Given the vast financial resources at the disposal of Premiership clubs, which noble Lords have referred to, the time has surely come for this action to be taken and in a much more drastic way.

It is so disappointing that, in response to the Select Committee’s recommendation 21 that the Government should include provisions similar to those of the Accessible Sports Grounds Bill in a government Bill, the Government have said that there are no plans to introduce one as existing legislation in the form of the Equality Act remains untested on access to sports stadia for disabled people. That is a truly bizarre excuse that completely ignores paragraph 247 of the Select Committee report, which states:

“The Equality Act 2010 has not succeeded in giving disabled sports fans the access to stadia to which they are entitled, and new measures are needed. A particular problem … is the law’s requirement that only individuals may bring actions against institutions which are failing in their duty to comply with the Act.

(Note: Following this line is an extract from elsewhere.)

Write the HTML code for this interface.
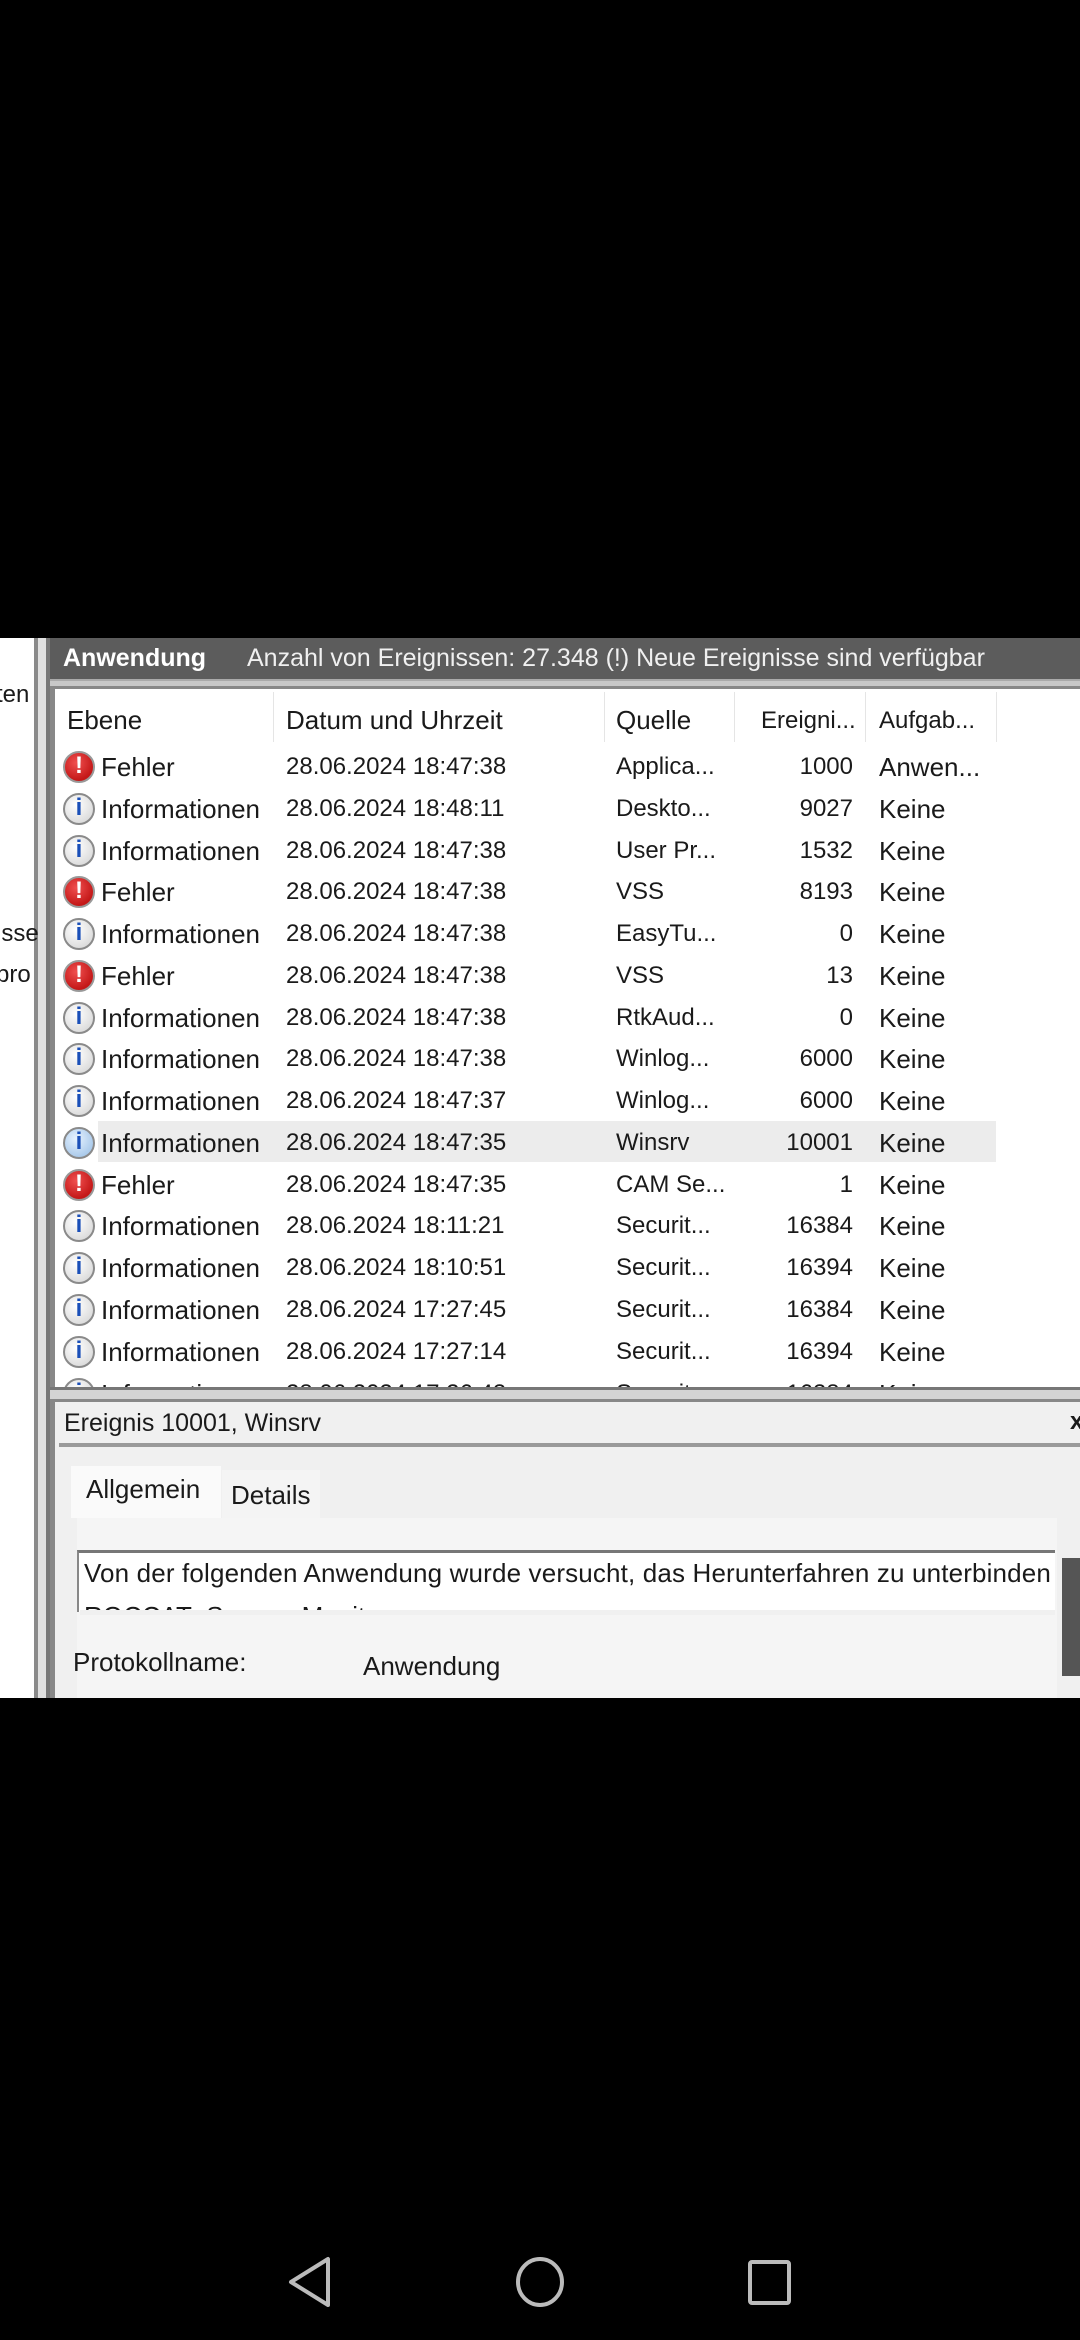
<!DOCTYPE html>
<html><head><meta charset="utf-8"><style>
*{margin:0;padding:0;box-sizing:border-box}
body{width:1080px;height:2340px;background:#000;position:relative;overflow:hidden;font-family:"Liberation Sans",sans-serif;color:#1a1a1a}
.a{position:absolute;white-space:nowrap}
.t{font-size:24px;line-height:28px}
.b{font-size:26px;line-height:28px}
.ic{position:absolute;width:32px;height:32px;border-radius:50%}
.err{background:radial-gradient(circle at 40% 35%,#f05050,#c41818 70%);border:2px solid #999}
.inf{background:radial-gradient(circle at 40% 35%,#fff,#dcdcdc 75%);border:2px solid #8a8a8a}
.err::after{content:"!";position:absolute;left:0;right:0;top:-1px;text-align:center;color:#fff;font:bold 24px "Liberation Sans",sans-serif}
.inf::after{content:"i";position:absolute;left:0;right:0;top:-1px;text-align:center;color:#1a4fb8;font:bold 24px "Liberation Sans",sans-serif}
.r{text-align:right;width:90px}
</style></head><body>
<div class="a" style="left:0;top:638px;width:1080px;height:1060px;background:#fff"></div>
<div class="a" style="left:34px;top:638px;width:4px;height:1060px;background:#8a8a8a"></div>
<div class="a" style="left:38px;top:638px;width:8px;height:1060px;background:#e0e0e0"></div>
<div class="a" style="left:46px;top:638px;width:4px;height:1060px;background:#777"></div>
<div class="a t" style="left:-4px;top:681px">ten</div>
<div class="a t" style="left:-4px;top:920px">isse</div>
<div class="a t" style="left:-4px;top:961px">pro</div>
<div class="a" style="left:50px;top:638px;width:1030px;height:41px;background:#5c5c5c"></div>
<div class="a" style="left:63px;top:644px;font-size:25px;font-weight:bold;color:#fff">Anwendung</div>
<div class="a" style="left:247px;top:644px;font-size:25px;color:#f0f0f0">Anzahl von Ereignissen: 27.348 (!) Neue Ereignisse sind verfügbar</div>
<div class="a" style="left:50px;top:679px;width:1030px;height:10px;background:#c8c8c8;border-top:2px solid #aaa;border-bottom:3px solid #888"></div>
<div class="a" style="left:50px;top:689px;width:5px;height:700px;background:#888"></div>
<div class="a" style="left:273px;top:692px;width:1px;height:50px;background:#e5e5e5"></div>
<div class="a" style="left:604px;top:692px;width:1px;height:50px;background:#e5e5e5"></div>
<div class="a" style="left:734px;top:692px;width:1px;height:50px;background:#e5e5e5"></div>
<div class="a" style="left:865px;top:692px;width:1px;height:50px;background:#e5e5e5"></div>
<div class="a" style="left:996px;top:692px;width:1px;height:50px;background:#e5e5e5"></div>
<div class="a b" style="left:67px;top:706px">Ebene</div>
<div class="a b" style="left:286px;top:706px">Datum und Uhrzeit</div>
<div class="a b" style="left:616px;top:706px">Quelle</div>
<div class="a t" style="left:761px;top:707px">Ereigni...</div>
<div class="a t" style="left:879px;top:707px">Aufgab...</div>
<div class="a" style="left:98px;top:1121px;width:898px;height:41px;background:#ececec"></div>
<div id="rows"></div>
<script>
var d=[["e","Fehler","28.06.2024 18:47:38","Applica...","1000","Anwen..."],
["i","Informationen","28.06.2024 18:48:11","Deskto...","9027","Keine"],
["i","Informationen","28.06.2024 18:47:38","User Pr...","1532","Keine"],
["e","Fehler","28.06.2024 18:47:38","VSS","8193","Keine"],
["i","Informationen","28.06.2024 18:47:38","EasyTu...","0","Keine"],
["e","Fehler","28.06.2024 18:47:38","VSS","13","Keine"],
["i","Informationen","28.06.2024 18:47:38","RtkAud...","0","Keine"],
["i","Informationen","28.06.2024 18:47:38","Winlog...","6000","Keine"],
["i","Informationen","28.06.2024 18:47:37","Winlog...","6000","Keine"],
["i","Informationen","28.06.2024 18:47:35","Winsrv","10001","Keine"],
["e","Fehler","28.06.2024 18:47:35","CAM Se...","1","Keine"],
["i","Informationen","28.06.2024 18:11:21","Securit...","16384","Keine"],
["i","Informationen","28.06.2024 18:10:51","Securit...","16394","Keine"],
["i","Informationen","28.06.2024 17:27:45","Securit...","16384","Keine"],
["i","Informationen","28.06.2024 17:27:14","Securit...","16394","Keine"],
["i","Informationen","28.06.2024 17:26:43","Securit...","16384","Keine"]];
var h="";
for(var i=0;i<d.length;i++){var c=767+i*41.77,t=c-14,r=d[i];
h+='<div class="ic '+(r[0]=="e"?"err":"inf")+'" style="left:63px;top:'+(c-16)+'px'+(i==9?';background:radial-gradient(circle at 40% 35%,#e6f2ff,#a9c9ea 75%)':'')+'"></div>';
h+='<div class="a b" style="left:101px;top:'+t+'px">'+r[1]+'</div>';
h+='<div class="a t" style="left:286px;top:'+t+'px">'+r[2]+'</div>';
h+='<div class="a t" style="left:616px;top:'+t+'px">'+r[3]+'</div>';
h+='<div class="a t r" style="left:763px;top:'+t+'px">'+r[4]+'</div>';
h+='<div class="a b" style="left:879px;top:'+t+'px">'+r[5]+'</div>';}
document.getElementById("rows").innerHTML=h;
</script>
<div class="a" style="left:50px;top:1387px;width:1030px;height:15px;background:#d4d4d4;border-top:3px solid #777;border-bottom:3px solid #888"></div>
<div class="a" style="left:50px;top:1402px;width:1030px;height:296px;background:#f0f0f0"></div>
<div class="a" style="left:50px;top:1402px;width:5px;height:296px;background:#888"></div>
<div class="a" style="left:64px;top:1409px;font-size:25px;line-height:28px">Ereignis 10001, Winsrv</div>
<div class="a" style="left:1070px;top:1408px;font-size:24px;font-weight:bold">x</div>
<div class="a" style="left:59px;top:1443px;width:1021px;height:4px;background:#9a9a9a"></div>
<div class="a" style="left:71px;top:1466px;width:150px;height:52px;background:#fafafa"></div>
<div class="a b" style="left:86px;top:1475px">Allgemein</div>
<div class="a" style="left:222px;top:1470px;width:98px;height:48px;background:#f4f4f4"></div>
<div class="a b" style="left:231px;top:1481px">Details</div>
<div class="a" style="left:77px;top:1518px;width:980px;height:180px;background:#f5f5f5"></div>
<div class="a" style="left:77px;top:1550px;width:978px;height:62px;background:#fff;border-top:3px solid #777;border-left:2px solid #888;overflow:hidden"></div>
<div class="a" style="left:84px;top:1559px;font-size:26px;line-height:28px;letter-spacing:0.15px">Von der folgenden Anwendung wurde versucht, das Herunterfahren zu unterbinden</div>
<div class="a" style="left:80px;top:1604px;width:975px;height:8px;overflow:hidden"><div class="b" style="position:absolute;left:4px;top:-2px">ROCCAT_Swarm_Monitor.exe</div></div>
<div class="a" style="left:80px;top:1610px;width:975px;height:5px;background:#f0f0f0"></div>
<div class="a" style="left:1062px;top:1558px;width:18px;height:118px;background:#555"></div>
<div class="a b" style="left:73px;top:1648px">Protokollname:</div>
<div class="a b" style="left:363px;top:1652px">Anwendung</div>
<svg class="a" style="left:0;top:2230px" width="1080" height="100">
<path d="M328 29 L328 75 L291 52 Z" fill="none" stroke="#bbb" stroke-width="4" stroke-linejoin="round"/>
<ellipse cx="540" cy="52" rx="22" ry="23" fill="none" stroke="#bbb" stroke-width="4"/>
<rect x="750" y="32" width="39" height="41" rx="2" fill="none" stroke="#bbb" stroke-width="4"/>
</svg>
</body></html>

The nature of the relationship between a football fan and his or her own club is often deep-rooted and passionate, and makes it hard”—

I would say impossible—

“for the fan to initiate proceedings”.

This is the reason for our recommendation 42:

“The Government should consider changing the law to allow charities and other bodies which do not themselves have a legal interest to bring proceedings in the interests of classes of disabled people who are not themselves claimants”

I hope that when the Minister replies she can give a convincing reason for not allowing charities to bring class actions. I also ask her to give the Government’s response to the Premier League’s report on progress towards meeting its August 2017 accessibility commitment and an indication of what they plan to do if the clubs let them, and their disabled supporters, down.